*Prompt*
Take every line from the first down to the line with "icons ---------- */" and set it down exactly, without the pictures.

*Source excerpt*
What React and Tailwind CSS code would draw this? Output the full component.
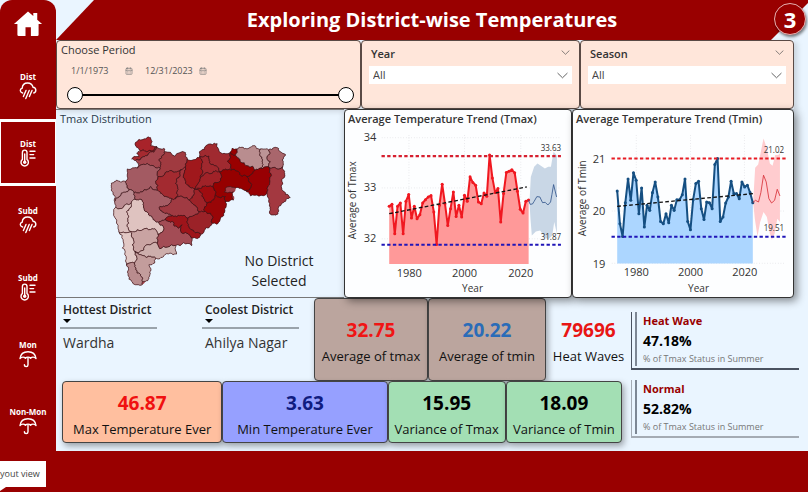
import React, { useState } from "react";
import { CalendarDays } from "lucide-react";

const FONT = "font-['Open_Sans','Noto_Sans',sans-serif]";

/* ---------- icons ---------- */

function HomeIcon() {
  return (
    <svg viewBox="0 0 30 27" className="h-[26px] w-[30px]" fill="#fff" aria-hidden="true">
      <path d="M15 0.5 L20.5 5.3 V2.2 H24.6 V9 L29.6 13.6 H26 V24.6 Q26 26 24.6 26 H18 V16.8 H12.4 V26 H5.4 Q4 26 4 24.6 V13.6 H0.4 Z" />
    </svg>
  );
}

function RainIcon() {
  return (
    <svg viewBox="0 0 18 18" className="h-[18px] w-[18px]" fill="none" stroke="#fff" strokeWidth="1.4" strokeLinecap="round" aria-hidden="true">
      <path d="M3.6 11 C0.9 10.4 0.3 7.2 3.2 6.2 C3.4 2.8 5.8 1 8.6 1 C11.4 1 13.4 2.6 14 5.2 C17.4 5.6 17.8 9.8 14.8 11" />
      <path d="M7 8.4 L4.4 14.6 M10.2 8.4 L6.8 16.6 M13 8.4 L10.4 14.6" />
    </svg>
  );
}

function ThermoIcon() {
  return (
    <svg viewBox="0 0 18 18" className="h-[18px] w-[18px]" fill="none" stroke="#fff" strokeWidth="1.4" strokeLinecap="round" aria-hidden="true">
      <path d="M3.4 10.4 V3.4 A2.3 2.3 0 0 1 8 3.4 V10.4 A3.7 3.7 0 1 1 3.4 10.4 Z" />
      <circle cx="5.7" cy="13.2" r="1.7" fill="#fff" stroke="none" />
      <path d="M5.7 5 V13" />
      <path d="M11 2.2 H16 M11 5.6 H14.6 M11 9 H16" />
    </svg>
  );
}

function UmbrellaIcon() {
  return (
    <svg viewBox="0 0 18 18" className="h-[18px] w-[18px]" fill="none" stroke="#fff" strokeWidth="1.4" strokeLinecap="round" strokeLinejoin="round" aria-hidden="true">
      <path d="M1 8.6 C1.6 4 5 1.8 9 1.8 C13 1.8 16.4 4 17 8.6 C15.2 6.6 12.8 6.8 11.6 8.2 C10.2 6.8 7.8 6.8 6.4 8.2 C5.2 6.8 2.8 6.6 1 8.6 Z" />
      <path d="M9 7.6 V14.8 A1.8 1.8 0 0 1 5.4 14.8" />
    </svg>
  );
}

function Chevron({ className }) {
  return (
    <svg viewBox="0 0 12 7" className={className} fill="none" stroke="#555" strokeWidth="1" aria-hidden="true">
      <path d="M0.6 0.8 L6 6 L11.4 0.8" />
    </svg>
  );
}

/* ---------- sidebar ---------- */

const NAV = [
  { id: "dist-rain", label: "Dist", Icon: RainIcon },
  { id: "dist-temp", label: "Dist", Icon: ThermoIcon },
  { id: "subd-rain", label: "Subd", Icon: RainIcon },
  { id: "subd-temp", label: "Subd", Icon: ThermoIcon },
  { id: "mon", label: "Mon", Icon: UmbrellaIcon },
  { id: "non-mon", label: "Non-Mon", Icon: UmbrellaIcon },
];

function Sidebar() {
  const [active, setActive] = useState("dist-temp");
  return (
    <aside className="flex w-14 shrink-0 flex-col rounded-t-xl bg-[#990000]">
      <button type="button" aria-label="Home" className="flex h-[52px] items-center justify-center pb-1">
        <HomeIcon />
      </button>
      <nav className="flex flex-col">
        {NAV.map(({ id, label, Icon }) => (
          <button
            key={id}
            type="button"
            onClick={() => setActive(id)}
            className={
              "flex h-[67px] flex-col items-center border-x border-y-[3px] pt-4 last:h-[60px] " +
              (id === active ? "border-white" : "border-transparent")
            }
          >
            <span className="text-[8px] leading-[11px] font-bold text-white">{label}</span>
            <Icon />
          </button>
        ))}
      </nav>
    </aside>
  );
}

/* ---------- filters ---------- */

function DateField({ label, value }) {
  return (
    <div className="flex items-center gap-[6px]">
      <input aria-label={label} defaultValue={value} className="w-12 bg-transparent text-[9px] leading-4 text-[#555]" />
      <CalendarDays className="h-2 w-2 text-[#777]" aria-hidden="true" />
    </div>
  );
}

const THUMB =
  "pointer-events-none col-start-1 row-start-1 h-4 w-full appearance-none bg-transparent " +
  "[&::-webkit-slider-thumb]:pointer-events-auto [&::-webkit-slider-thumb]:h-4 [&::-webkit-slider-thumb]:w-4 " +
  "[&::-webkit-slider-thumb]:appearance-none [&::-webkit-slider-thumb]:rounded-full [&::-webkit-slider-thumb]:border " +
  "[&::-webkit-slider-thumb]:border-black [&::-webkit-slider-thumb]:bg-white";

function PeriodFilter() {
  return (
    <section className="flex flex-col rounded-sm border border-[#5a4a45] bg-[#ffe6da] pl-1">
      <h2 className="text-[11px] leading-[18px] text-[#333]">Choose Period</h2>
      <div className="flex gap-3 pt-1 pl-[10px]">
        <DateField label="From" value="1/1/1973" />
        <DateField label="To" value="12/31/2023" />
      </div>
      <div className="mt-2 mr-[6px] ml-[6px] grid items-center">
        <div className="col-start-1 row-start-1 mx-2 h-[2px] bg-black" />
        <input type="range" aria-label="Period start" min="1973" max="2023" defaultValue="1973" className={THUMB} />
        <input type="range" aria-label="Period end" min="1973" max="2023" defaultValue="2023" className={THUMB} />
      </div>
    </section>
  );
}

function SelectFilter({ id, label }) {
  return (
    <section className="flex flex-col rounded-sm border border-[#5a4a45] bg-[#ffe6da] px-[7px] pt-1">
      <div className="flex items-center justify-between px-[2px]">
        <label htmlFor={id} className="text-[11px] leading-[18px] font-semibold text-[#333]">
          {label}
        </label>
        <Chevron className="mb-1 h-[5px] w-[9px]" />
      </div>
      <div className="mt-[3px] grid items-center">
        <select id={id} className="col-start-1 row-start-1 h-[18px] w-full appearance-none bg-white pl-1 text-[11px] leading-[18px] text-[#444]">
          <option>All</option>
        </select>
        <Chevron className="pointer-events-none col-start-1 row-start-1 mr-1 h-[7px] w-[11px] justify-self-end" />
      </div>
    </section>
  );
}

/* ---------- map ---------- */

// Every district: fill colour, then its corner points.
const OUTLINE =
  "105,42 130,32 150,28 155,40 150,52 168,55 190,60 192,70 255,73 260,92 290,88 298,85 297,70 320,50 350,46 355,65 390,72 395,60 410,62 440,62 460,52 482,62 505,65 525,57 540,70 555,78 545,95 547,115 553,130 548,150 545,185 570,208 555,220 535,235 532,258 510,258 507,230 505,210 500,195 450,203 435,187 405,180 400,215 375,222 370,262 348,288 335,285 315,300 300,318 298,325 275,330 273,353 225,352 228,378 190,383 165,390 162,405 145,410 148,440 135,460 125,470 95,462 82,440 78,412 65,360 55,312 52,300 45,237 42,220 35,190 32,165 48,155 60,162 75,160 80,130 80,122 110,120 115,105 93,92 115,85 108,75 120,68 108,57";

const DISTRICTS = [
  ["#a8232a", "105,42 130,32 150,28 155,40 150,52 168,55 140,70 120,68 108,57"],
  ["#a52a30", "93,92 115,85 108,75 120,68 140,70 168,55 160,72 135,82 118,95 105,97"],
  ["#a3464e", "105,97 118,95 135,82 160,72 168,55 190,60 192,70 182,90 175,95 178,118 150,112 110,120 115,105"],
  ["#a03a40", "192,70 255,73 260,92 255,115 240,125 215,128 190,140 172,145 178,118 175,95 182,90"],
  ["#a35a62", "80,122 110,120 150,112 178,118 172,145 165,160 170,185 150,175 130,185 100,193 85,185 75,160 80,130"],
  ["#bc9096", "32,165 48,155 60,162 75,160 85,185 75,192 55,205 42,220 35,190"],
  ["#b98a90", "42,220 55,205 75,192 85,185 100,193 103,213 92,225 70,235 45,237"],
  ["#dbbfbd", "45,237 70,235 92,225 78,250 82,275 90,310 55,312 52,300"],
  ["#dfc3c0", "78,250 92,225 103,213 128,222 135,250 155,268 175,282 188,295 188,308 172,318 155,302 110,305 90,310 82,275"],
  ["#a55c64", "100,193 130,185 150,175 170,185 185,198 215,212 205,228 178,235 178,245 200,255 215,262 195,275 175,282 155,268 135,250 128,222 103,213"],
  ["#e2c8c5", "55,312 90,310 98,330 95,350 103,370 102,405 78,412 65,360"],
  ["#c9a3a2", "90,310 110,305 155,302 172,318 170,345 150,350 135,352 130,365 103,370 95,350 98,330"],
  ["#cdaeac", "103,370 130,365 135,352 150,350 170,345 178,362 225,352 228,378 190,383 165,390 150,385 125,382"],
  ["#c39d9c", "103,370 125,382 150,385 165,390 162,405 145,410 148,440 135,460 125,460 120,440 105,425 102,405"],
  ["#b98c8e", "78,412 102,405 105,425 120,440 125,460 125,470 95,462 82,440"],
  ["#a34c55", "172,318 188,308 188,295 175,282 195,275 215,280 235,300 245,290 245,315 275,330 273,353 225,352 178,362 170,345"],
  ["#a32a30", "165,160 172,145 190,140 215,128 240,125 238,145 225,165 230,190 225,212 215,212 185,198 170,185"],
  ["#a3343b", "240,125 255,115 252,130 255,165 270,178 283,182 280,200 268,217 225,212 230,190 225,165 238,145"],
  ["#a0181c", "260,92 290,88 298,85 302,120 300,150 290,170 283,182 270,178 255,165 252,130 255,115"],
  ["#a03a42", "178,235 205,228 215,212 225,212 268,217 280,230 295,250 280,262 262,270 240,262 215,262 200,255 178,245"],
  ["#9e141a", "195,275 215,262 240,262 262,270 265,295 275,305 300,318 298,325 275,330 245,315 245,290 235,300 215,280"],
  ["#9b2228", "262,270 280,262 295,250 312,250 330,255 335,285 315,300 300,318 275,305 265,295"],
  ["#9d2228", "283,182 295,185 305,205 320,225 312,250 295,250 280,230 268,217 280,200"],
  ["#9f0c10", "283,182 315,172 340,180 345,200 340,215 320,225 305,205 295,185"],
  ["#990507", "345,200 375,205 375,222 370,262 348,288 335,285 330,255 312,250 320,225 340,215"],
  ["#a0282e", "302,85 325,83 328,105 358,130 335,135 310,140 300,150 302,120 298,85"],
  ["#a02228", "300,150 310,140 335,135 358,130 358,160 340,165 340,180 315,172 283,182 290,170"],
  ["#a02a30", "298,85 297,70 320,50 350,46 355,65 390,72 393,125 380,125 358,130 328,105 325,83 302,85"],
  ["#960000", "358,130 380,125 393,125 410,128 440,145 452,165 450,180 435,187 405,180 375,180 372,192 398,190 400,215 375,222 375,205 345,200 340,180 340,165 358,160"],
  ["#990000", "390,72 405,80 420,100 440,112 465,125 450,140 440,145 410,128 393,125"],
  ["#990000", "390,72 395,60 410,62 405,80"],
  ["#b98d8f", "405,80 410,62 440,62 460,52 482,62 478,80 487,95 480,120 465,125 440,112 420,100"],
  ["#bc9496", "482,62 505,65 500,90 510,100 508,120 480,120 487,95 478,80"],
  ["#a9666c", "505,65 525,57 540,70 555,78 545,95 547,115 508,120 510,100 500,90"],
  ["#980003", "440,145 450,140 465,125 480,120 508,120 508,165 500,180 500,195 450,203 435,187 450,180 452,165"],
  ["#a33840", "508,120 547,115 553,130 548,150 545,185 570,208 555,220 535,235 532,258 510,258 507,230 505,210 500,195 500,180 508,165"],
];

// Breaks an edge in two with a sideways nudge; the nudge depends only on the
// edge's ends, so neighbours that share an edge share the same border.
function wiggle(a, b, depth) {
  const dx = b[0] - a[0];
  const dy = b[1] - a[1];
  const len = Math.hypot(dx, dy);
  if (depth === 0 || len < 5) return [a];
  const flip = a[0] + a[1] * 1.37 > b[0] + b[1] * 1.37 ? -1 : 1;
  const n = Math.sin((a[0] + b[0]) * 12.9 + (a[1] + b[1]) * 7.23) * 0.2 * flip;
  const m = [(a[0] + b[0]) / 2 - dy * n, (a[1] + b[1]) / 2 + dx * n];
  return [...wiggle(a, m, depth - 1), ...wiggle(m, b, depth - 1)];
}

function border(points) {
  const p = points.split(" ").map((s) => s.split(",").map(Number));
  return p
    .flatMap((a, i) => wiggle(a, p[(i + 1) % p.length], 3))
    .map(([x, y]) => x.toFixed(1) + "," + y.toFixed(1))
    .join(" ");
}

function DistrictMap() {
  return (
    <svg viewBox="20 20 560 460" className="h-[153px] w-[187px]" role="img" aria-label="Tmax by district">
      <polygon points={border(OUTLINE)} fill="#a04048" />
      {DISTRICTS.map(([fill, points], i) => (
        <polygon key={i} points={border(points)} fill={fill} stroke="#3a1418" strokeWidth="2" strokeLinejoin="round" />
      ))}
    </svg>
  );
}

/* ---------- charts ---------- */

// One reading a year, 1973 to 2023, as heights on the plot's grid.
const TMAX = [303, 297, 385, 303, 293, 385, 288, 268, 338, 303, 340, 328, 293, 283, 275, 271, 320, 417, 300, 237, 295, 360, 310, 260, 333, 300, 335, 270, 288, 215, 232, 240, 290, 295, 263, 273, 150, 218, 262, 250, 350, 265, 202, 198, 194, 203, 258, 312, 323, 288, 284];
const TMIN = [257, 355, 393, 292, 221, 285, 203, 225, 325, 248, 365, 300, 315, 262, 230, 275, 348, 355, 325, 352, 300, 315, 283, 283, 268, 221, 348, 373, 283, 235, 228, 310, 342, 290, 292, 310, 178, 160, 348, 335, 293, 275, 228, 265, 265, 280, 230, 245, 240, 262, 292];

function TrendChart({ c }) {
  const pts = c.data.map((y, i) => [c.x0 + i * c.step, y]);
  const line = pts.map((p) => p.join(",")).join(" ");
  const last = pts[pts.length - 1][0];
  return (
    <svg viewBox={c.viewBox} className="w-full" role="img" aria-label={c.title}>
      <g transform={c.plot}>
        <g stroke="#d4d4d8" strokeWidth="2" strokeDasharray="2 6">
          {c.rows.map((y) => (
            <line key={y} x1="125" x2={c.right} y1={y} y2={y} />
          ))}
          {c.cols.map((x) => (
            <line key={x} x1={x} x2={x} y1="90" y2="473" />
          ))}
        </g>
        <polygon points={`${c.x0},${c.base} ${line} ${last},${c.base}`} fill={c.area} />
        <polygon points={c.band} fill={c.bandFill} />
        <polyline points={line} fill="none" stroke={c.stroke} strokeWidth="6" strokeLinejoin="round" />
        {pts.map(([x, y]) => (
          <circle key={x} cx={x} cy={y} r="4.5" fill={c.stroke} />
        ))}
        <polyline points={c.forecast} fill="none" stroke={c.forecastStroke} strokeWidth="2.5" />
        <line {...c.trend} stroke="#111" strokeWidth="4" strokeDasharray="11 7" />
        <line x1="124" x2={c.right} y1={c.max} y2={c.max} stroke={c.maxStroke} strokeWidth="6" strokeDasharray="10 7" />
        <line x1="124" x2={c.right} y1={c.min} y2={c.min} stroke="#2016b8" strokeWidth="6" strokeDasharray="10 7" />
      </g>
      <g fill="#333" fontSize="11" textAnchor="middle">
        {c.labels.map(([t, x, y]) => (
          <text key={t} x={x} y={y}>{t}</text>
        ))}
        <text fontSize="10" x={c.xTitle[1]} y={c.xTitle[2]}>{c.xTitle[0]}</text>
        <text fontSize="8" x={c.maxLabel[1]} y={c.maxLabel[2]}>{c.maxLabel[0]}</text>
        <text fontSize="8" x={c.minLabel[1]} y={c.minLabel[2]}>{c.minLabel[0]}</text>
        <text fontSize="10" transform={c.yTitle[1]}>{c.yTitle[0]}</text>
      </g>
    </svg>
  );
}

const TMAX_CHART = {
  title: "Average Temperature Trend (Tmax)",
  viewBox: "345 128 225 168",
  plot: "translate(340 105) scale(0.33333)",
  data: TMAX, x0: 147, step: 8.33, base: 475, right: 660,
  rows: [98, 248, 400], cols: [206, 372, 540],
  area: "#ff9999", stroke: "#f01820",
  band: "566,290 570,215 580,185 590,175 600,182 612,190 622,185 630,185 638,140 648,152 648,385 640,350 634,390 622,402 612,395 598,375 585,378 573,390 569,340",
  bandFill: "#c9d7e6",
  forecast: "563,284 568,297 575,296 580,288 588,274 597,275 605,292 613,291 621,299 629,290 633,268 638,238 647,275",
  forecastStroke: "#33568c",
  trend: { x1: 147, y1: 325, x2: 558, y2: 245 },
  max: 153, maxStroke: "#d62030", min: 418,
  labels: [["34", 370, 141], ["33", 370, 191], ["32", 370, 242], ["1980", 409, 276], ["2000", 464, 276], ["2020", 520, 276]],
  xTitle: ["Year", 472, 291],
  maxLabel: ["33.63", 550, 151], minLabel: ["31.87", 550, 240],
  yTitle: ["Average of Tmax", "translate(356 200) rotate(-90)"],
};

const TMIN_CHART = {
  title: "Average Temperature Trend (Tmin)",
  viewBox: "573 128 219 168",
  plot: "translate(570 105) scale(0.33333)",
  data: TMIN, x0: 141, step: 8.1, base: 474, right: 645,
  rows: [161, 317, 473], cols: [198, 360, 521],
  area: "#acd6ff", stroke: "#154f82",
  band: "547,290 553,188 562,178 568,150 578,100 588,130 597,175 605,182 613,150 622,150 627,145 627,350 619,340 611,385 603,403 597,385 588,335 578,320 568,350 560,393 552,340",
  bandFill: "#ffcccf",
  forecast: "546,292 554,285 563,290 570,262 578,210 586,230 594,280 602,293 611,285 619,252 627,272",
  forecastStroke: "#d83038",
  trend: { x1: 141, y1: 303, x2: 547, y2: 265 },
  max: 160, maxStroke: "#e81c24", min: 394,
  labels: [["21", 599, 163], ["20", 599, 215], ["19", 599, 267], ["1980", 636, 275], ["2000", 690, 275], ["2020", 744, 275]],
  xTitle: ["Year", 698, 291],
  maxLabel: ["21.02", 773, 153], minLabel: ["19.51", 773, 231],
  yTitle: ["Average of Tmin", "translate(586 198) rotate(-90)"],
};

function ChartCard({ chart }) {
  return (
    <section className="z-10 rounded border border-[#333] bg-[#fdfeff] shadow-[3px_3px_8px_rgba(0,0,0,0.45)]">
      <h2 className="pl-[3px] text-[11px] leading-[18px] font-semibold whitespace-nowrap text-[#333]">{chart.title}</h2>
      <TrendChart c={chart} />
    </section>
  );
}

/* ---------- cards ---------- */

function TopDistrict({ heading, name }) {
  return (
    <table className="w-[97px] self-start text-left whitespace-nowrap">
      <thead>
        <tr>
          <th className="border-b-2 border-[#9aa3ab] px-[3px] pb-1 text-[12px] leading-[18px] font-semibold text-[#222]">
            {heading}
            <svg viewBox="0 0 8 4" className="h-1 w-2" aria-hidden="true">
              <path d="M0 0 H8 L4 4 Z" fill="#000" />
            </svg>
          </th>
        </tr>
      </thead>
      <tbody>
        <tr>
          <td className="px-[3px] pt-1 text-[14px] leading-5 text-[#333]">{name}</td>
        </tr>
      </tbody>
    </table>
  );
}

function StatCard({ value, label, className, valueClass }) {
  return (
    <div className={"flex flex-col items-center justify-center pt-2 whitespace-nowrap " + className}>
      <span className={"text-[19px] leading-[26px] font-bold " + valueClass}>{value}</span>
      <span className="text-[13px] leading-[26px] font-medium text-[#111]">{label}</span>
    </div>
  );
}

const BOX = "rounded-sm border border-[#444] shadow-[2px_3px_6px_rgba(0,0,0,0.35)] ";

function Kpi({ title, value, lineClass }) {
  return (
    <div className={"border-b-2 border-l pl-[3px] " + lineClass}>
      <div className="mb-[2px] border-l-2 border-[#7d8794] pl-[6px] whitespace-nowrap">
        <h3 className="text-[11px] leading-[18px] font-bold text-[#990000]">{title}</h3>
        <p className="text-[14px] leading-[22px] font-bold text-black">{value}</p>
        <p className="text-[9px] leading-[14px] text-[#777]">% of Tmax Status in Summer</p>
      </div>
    </div>
  );
}

/* ---------- page ---------- */

export default function App() {
  return (
    <div className={"flex min-h-screen flex-col bg-[#990000] " + FONT}>
      <div className="flex bg-[#eaf5ff]">
        <Sidebar />
        <main className="flex min-w-0 flex-1 flex-col">
          <header className="relative">
            <h1 className="bg-[#990000] text-center text-[20px] leading-10 font-bold text-white [clip-path:polygon(38px_0,100%_0,100%_3px,calc(100%-37px)_100%,0_100%)]">
              Exploring District-wise Temperatures
            </h1>
            <span className="absolute top-[3px] right-[2px] flex h-8 w-8 items-center justify-center rounded-full border border-[#e8b0b0] bg-[#990000] text-[22px] font-bold text-white shadow-[1px_2px_3px_rgba(0,0,0,0.5)]">
              3
            </span>
          </header>

          <div className="mr-[14px] grid h-[69px] grid-cols-[305fr_219fr_214fr] shadow-[3px_2px_6px_rgba(0,0,0,0.15)]">
            <PeriodFilter />
            <SelectFilter id="year" label="Year" />
            <SelectFilter id="season" label="Season" />
          </div>

          <div className="mr-[14px] grid grid-cols-[288fr_228fr_222fr]">
            <section className="flex flex-col border-y border-[#777] pl-1">
              <h2 className="text-[11px] leading-[18px] font-medium text-[#2b3a4a]">Tmax Distribution</h2>
              <div className="flex flex-1">
                <div className="shrink-0 pt-[7px] pl-[47px]">
                  <DistrictMap />
                </div>
                <p className="-ml-[58px] w-[86px] self-end pb-[6px] text-center text-[14px] leading-5 text-[#222]">No District Selected</p>
              </div>
            </section>
            <ChartCard chart={TMAX_CHART} />
            <ChartCard chart={TMIN_CHART} />
          </div>

          <div className="grid grid-cols-[575fr_168fr] pr-[9px]">
            <div className="flex flex-col">
              <div className="grid h-[83px] grid-cols-[142fr_116fr_114fr_118fr_85fr]">
                <div className="pt-[3px] pl-1">
                  <TopDistrict heading="Hottest District" name="Wardha" />
                </div>
                <div className="pt-[3px] pl-1">
                  <TopDistrict heading="Coolest District" name="Ahilya Nagar" />
                </div>
                <StatCard value="32.75" label="Average of tmax" className={BOX + "bg-[#bba59e]"} valueClass="text-[#f01515]" />
                <StatCard value="20.22" label="Average of tmin" className={BOX + "bg-[#bba59e]"} valueClass="text-[#2a6cb8]" />
                <StatCard value="79696" label="Heat Waves" className="" valueClass="text-[#e81515]" />
              </div>
              <div className="mr-[9px] mb-[9px] ml-[6px] grid h-[61px] grid-cols-[160fr_165fr_118fr_116fr]">
                <StatCard value="46.87" label="Max Temperature Ever" className={BOX + "bg-[#ffbf9f]"} valueClass="text-[#f01010]" />
                <StatCard value="3.63" label="Min Temperature Ever" className={BOX + "bg-[#96a0ff]"} valueClass="text-[#101c80]" />
                <StatCard value="15.95" label="Variance of Tmax" className={BOX + "bg-[#a3dfb4]"} valueClass="text-black" />
                <StatCard value="18.09" label="Variance of Tmin" className={BOX + "bg-[#a3dfb4]"} valueClass="text-black" />
              </div>
            </div>
            <div className="flex flex-col gap-[10px] pt-[14px]">
              <Kpi title="Heat Wave" value="47.18%" lineClass="border-[#4a5260]" />
              <Kpi title="Normal" value="52.82%" lineClass="border-[#a4abb4]" />
            </div>
          </div>
        </main>
      </div>
      <footer className="flex flex-1 flex-col items-start pt-[10px]">
        <div className="h-[26px] bg-white pr-[6px] text-[9px] leading-[26px] text-[#444]">yout view</div>
        <svg viewBox="0 0 6 4" className="h-1 w-[6px]" aria-hidden="true">
          <path d="M0 0 H6 L0 4 Z" fill="#fff" />
        </svg>
      </footer>
    </div>
  );
}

*Reply*
What React and Tailwind CSS code would draw this? Output the full component.
import React, { useState } from "react";
import { CalendarDays } from "lucide-react";

const FONT = "font-['Open_Sans','Noto_Sans',sans-serif]";

/* ---------- icons ---------- */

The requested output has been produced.